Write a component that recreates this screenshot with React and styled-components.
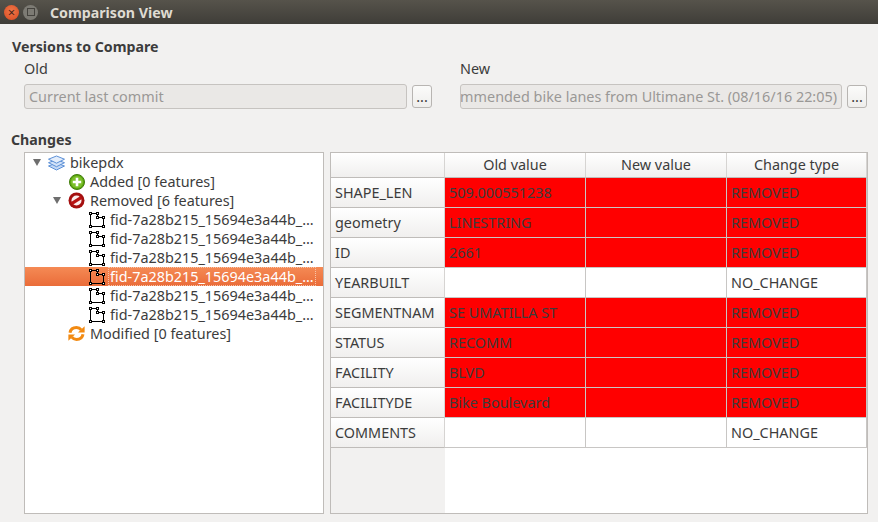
import React from "react";
import styled, { createGlobalStyle } from "styled-components";

const GlobalStyle = createGlobalStyle`
  html, body {
    margin: 0;
    padding: 0;
    background: #f2f1f0;
  }
  * {
    box-sizing: border-box;
  }
`;

const FONT = `"Noto Sans", "Open Sans", sans-serif`;

const FID = "fid-7a28b215_15694e3a44b_…";

const rows = [
  { name: "SHAPE_LEN", old: "509.000551238", type: "REMOVED" },
  { name: "geometry", old: "LINESTRING", type: "REMOVED" },
  { name: "ID", old: "2661", type: "REMOVED" },
  { name: "YEARBUILT", old: "", type: "NO_CHANGE" },
  { name: "SEGMENTNAM", old: "SE UMATILLA ST", type: "REMOVED" },
  { name: "STATUS", old: "RECOMM", type: "REMOVED" },
  { name: "FACILITY", old: "BLVD", type: "REMOVED" },
  { name: "FACILITYDE", old: "Bike Boulevard", type: "REMOVED" },
  { name: "COMMENTS", old: "", type: "NO_CHANGE" },
];

function LayersIcon() {
  return (
    <svg width="17" height="16" viewBox="0 0 17 16">
      <path d="M8.5 8 L16.5 11 L8.5 15 L0.5 11 Z" fill="#c3d8f5" stroke="#5b8fd6" strokeWidth="1" />
      <path d="M8.5 4.7 L16.5 7.7 L8.5 11.7 L0.5 7.7 Z" fill="#d2e2f8" stroke="#5b8fd6" strokeWidth="1" />
      <path d="M8.5 1 L16.5 4.2 L8.5 8.2 L0.5 4.2 Z" fill="#e3edfb" stroke="#5b8fd6" strokeWidth="1" />
    </svg>
  );
}

function AddedIcon() {
  return (
    <svg width="16" height="16" viewBox="0 0 16 16">
      <circle cx="8" cy="8" r="7.5" fill="#5da60f" stroke="#3f7d0a" strokeWidth="1" />
      <circle cx="8" cy="8" r="6" fill="#7cc02c" />
      <path d="M8 3.8 V12.2 M3.8 8 H12.2" stroke="#ffffff" strokeWidth="2.6" />
    </svg>
  );
}

function RemovedIcon() {
  return (
    <svg width="17" height="17" viewBox="0 0 17 17">
      <circle cx="8.5" cy="8.5" r="8" fill="#a40f0f" />
      <circle cx="8.5" cy="8.5" r="5" fill="#fbeeee" />
      <path d="M3.6 11.6 L13.4 5.4" stroke="#b81313" strokeWidth="3.2" />
    </svg>
  );
}

function FeatureIcon() {
  return (
    <svg width="16" height="16" viewBox="0 0 16 16">
      <path d="M1.5 1.5 H8.5 V5.5 H14.5 V14.5 H1.5 Z" fill="none" stroke="#000000" strokeWidth="1" />
      {[
        [1.5, 1.5],
        [8.5, 1.5],
        [8.5, 5.5],
        [14.5, 5.5],
        [14.5, 14.5],
        [1.5, 14.5],
      ].map(([x, y]) => (
        <rect key={`${x}-${y}`} x={x - 1} y={y - 1} width="2" height="2" fill="#ffffff" stroke="#000000" strokeWidth="1" />
      ))}
    </svg>
  );
}

function ModifiedIcon() {
  return (
    <svg width="17" height="15" viewBox="0 0 17 15">
      <path d="M2 6.8 C2.6 3.4 5.4 1.6 8.5 1.6 C10.6 1.6 12.2 2.5 13.2 3.8" fill="none" stroke="#f28a12" strokeWidth="3" />
      <path d="M10 6.4 L16.6 6.4 L16.6 0.2 Z" fill="#f28a12" />
      <path d="M15 8.2 C14.4 11.6 11.6 13.4 8.5 13.4 C6.4 13.4 4.8 12.5 3.8 11.2" fill="none" stroke="#f28a12" strokeWidth="3" />
      <path d="M7 8.6 L0.4 8.6 L0.4 14.8 Z" fill="#f28a12" />
    </svg>
  );
}

function TreeItem({ depth, open, selected, icon, children }) {
  return (
    <TreeRow $depth={depth} $selected={selected}>
      <ArrowSlot>{open && <Arrow />}</ArrowSlot>
      <IconSlot>{icon}</IconSlot>
      <TreeLabel $selected={selected}>{children}</TreeLabel>
    </TreeRow>
  );
}

function BrowseField({ label, value, $wide }) {
  return (
    <Version>
      <FieldLabel>{label}</FieldLabel>
      <FieldRow>
        <Field $wide={$wide}>
          <span>{value}</span>
        </Field>
        <DotsButton>...</DotsButton>
      </FieldRow>
    </Version>
  );
}

export default function App() {
  return (
    <Window>
      <GlobalStyle />
      <TitleBar>
        <CloseButton>×</CloseButton>
        <MinButton />
        <Title>Comparison View</Title>
      </TitleBar>
      <Content>
        <SectionTitle>Versions to Compare</SectionTitle>
        <Versions>
          <BrowseField label="Old" value="Current last commit" />
          <BrowseField label="New" value="Recommended bike lanes from Ultimane St. (08/16/16 22:05)" $wide />
        </Versions>
        <ChangesTitle>Changes</ChangesTitle>
        <Panels>
          <Tree>
            <TreeItem depth={0} open icon={<LayersIcon />}>bikepdx</TreeItem>
            <TreeItem depth={1} icon={<AddedIcon />}>Added [0 features]</TreeItem>
            <TreeItem depth={1} open icon={<RemovedIcon />}>Removed [6 features]</TreeItem>
            <TreeItem depth={2} icon={<FeatureIcon />}>{FID}</TreeItem>
            <TreeItem depth={2} icon={<FeatureIcon />}>{FID}</TreeItem>
            <TreeItem depth={2} icon={<FeatureIcon />}>{FID}</TreeItem>
            <TreeItem depth={2} selected icon={<FeatureIcon />}>{FID}</TreeItem>
            <TreeItem depth={2} icon={<FeatureIcon />}>{FID}</TreeItem>
            <TreeItem depth={2} icon={<FeatureIcon />}>{FID}</TreeItem>
            <TreeItem depth={1} icon={<ModifiedIcon />}>Modified [0 features]</TreeItem>
          </Tree>
          <TablePanel>
            <HeaderRow>
              <Corner />
              <ColumnHead>Old value</ColumnHead>
              <ColumnHead>New value</ColumnHead>
              <ColumnHead>Change type</ColumnHead>
            </HeaderRow>
            {rows.map((row) => (
              <DataRow key={row.name}>
                <RowHead>{row.name}</RowHead>
                <Cell $removed={row.type === "REMOVED"}>{row.old}</Cell>
                <Cell $removed={row.type === "REMOVED"} />
                <Cell $removed={row.type === "REMOVED"}>{row.type}</Cell>
              </DataRow>
            ))}
            <TableRest>
              <RestHeader />
            </TableRest>
          </TablePanel>
        </Panels>
      </Content>
    </Window>
  );
}

const Window = styled.div`
  width: 878px;
  height: 522px;
  display: flex;
  flex-direction: column;
  overflow: hidden;
  background: #f2f1f0;
  font-family: ${FONT};
  font-size: 14.4px;
  color: #3c3c3c;
`;

const TitleBar = styled.div`
  height: 24px;
  flex: none;
  display: flex;
  align-items: center;
  padding-left: 4px;
  background: linear-gradient(#56534b, #3f3d38);
`;

const CloseButton = styled.div`
  width: 15px;
  height: 15px;
  border-radius: 50%;
  background: radial-gradient(circle at 50% 40%, #f0784a, #d9491f);
  color: #4a2418;
  font-size: 13px;
  line-height: 14px;
  text-align: center;
`;

const MinButton = styled.div`
  width: 15px;
  height: 15px;
  margin-left: 4px;
  border-radius: 50%;
  background: #7d7b74;
  display: flex;
  align-items: center;
  justify-content: center;

  &::after {
    content: "";
    width: 6px;
    height: 6px;
    border: 1px solid #45433e;
  }
`;

const Title = styled.div`
  margin-left: 12px;
  font-weight: 700;
  font-size: 14.2px;
  color: #dfdbd2;
`;

const Content = styled.div`
  flex: 1;
  display: flex;
  flex-direction: column;
  padding: 13px 10px 8px 11px;
`;

const SectionTitle = styled.div`
  height: 19px;
  line-height: 19px;
  margin-left: 1px;
  font-weight: 700;
  font-size: 14.2px;
`;

const ChangesTitle = styled(SectionTitle)`
  margin: 0;
`;

const Versions = styled.div`
  display: flex;
  gap: 28px;
  height: 74px;
  padding: 3px 0 0 13px;
`;

const Version = styled.div`
  display: flex;
  flex-direction: column;
  gap: 6px;
`;

const FieldLabel = styled.div`
  height: 19px;
  line-height: 19px;
`;

const FieldRow = styled.div`
  display: flex;
  align-items: center;
  gap: 5px;
`;

const Field = styled.div`
  width: ${(p) => (p.$wide ? "382px" : "383px")};
  height: 25px;
  display: flex;
  align-items: center;
  justify-content: ${(p) => (p.$wide ? "flex-end" : "flex-start")};
  padding: 0 4px;
  overflow: hidden;
  white-space: nowrap;
  background: #eae8e6;
  border: 1px solid #c6c3c0;
  border-radius: 3px;
  color: #9a9896;

  span {
    flex: none;
  }
`;

const DotsButton = styled.div`
  width: 20px;
  height: 23px;
  text-align: center;
  line-height: 21px;
  background: linear-gradient(#fbfbfa, #efeeec);
  border: 1px solid #b8b5b2;
  border-radius: 3px;
`;

const Panels = styled.div`
  flex: 1;
  display: flex;
  gap: 6px;
  padding-left: 13px;
  margin-top: 3px;
`;

const Tree = styled.div`
  width: 300px;
  background: #ffffff;
  border: 1px solid #bfbcb9;
`;

const TreeRow = styled.div`
  height: 19px;
  display: flex;
  align-items: center;
  padding-left: ${(p) => 8 + p.$depth * 20}px;
  background: ${(p) => (p.$selected ? "linear-gradient(#f58a55, #ea6c39)" : "transparent")};
`;

const ArrowSlot = styled.div`
  width: 15px;
  flex: none;
`;

const Arrow = styled.div`
  width: 0;
  height: 0;
  border-left: 4.5px solid transparent;
  border-right: 4.5px solid transparent;
  border-top: 7px solid #6e6e6e;
`;

const IconSlot = styled.div`
  width: 17px;
  height: 19px;
  flex: none;
  display: flex;
  align-items: center;
  justify-content: center;
`;

const TreeLabel = styled.div`
  margin-left: 3px;
  padding: 0 2px;
  height: 19px;
  line-height: 19px;
  white-space: nowrap;
  color: ${(p) => (p.$selected ? "#ffffff" : "#3c3c3c")};
  outline: ${(p) => (p.$selected ? "1px dotted #f7c4a8" : "none")};
  outline-offset: -1px;
`;

const TablePanel = styled.div`
  width: 538px;
  display: flex;
  flex-direction: column;
  background: #ffffff;
  border: 1px solid #bfbcb9;
`;

const HeaderRow = styled.div`
  display: grid;
  grid-template-columns: 114px 141px 141px 140px;
  height: 25px;
  flex: none;
`;

const DataRow = styled(HeaderRow)`
  height: 30px;
`;

const Corner = styled.div`
  background: linear-gradient(#ffffff, #f0efee);
  border-right: 1px solid #d6d4d2;
  border-bottom: 1px solid #bfbcb9;
`;

const ColumnHead = styled(Corner)`
  text-align: center;
  line-height: 24px;
`;

const RowHead = styled(Corner)`
  padding-left: 4px;
  line-height: 29px;
  white-space: nowrap;
`;

const Cell = styled.div`
  padding-left: 4px;
  line-height: 29px;
  white-space: nowrap;
  background: ${(p) => (p.$removed ? "#ff0000" : "#ffffff")};
  border-right: 1px solid #c8c6c4;
  border-bottom: 1px solid #c8c6c4;
`;

const TableRest = styled.div`
  flex: 1;
  display: flex;
`;

const RestHeader = styled.div`
  width: 114px;
  background: #f2f1f0;
`;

━━━━

§ **Short task**
Show all lines from the data above in which the word "React" appears.

§ **Output of the task**
Write a component that recreates this screenshot with React and styled-components.
import React from "react";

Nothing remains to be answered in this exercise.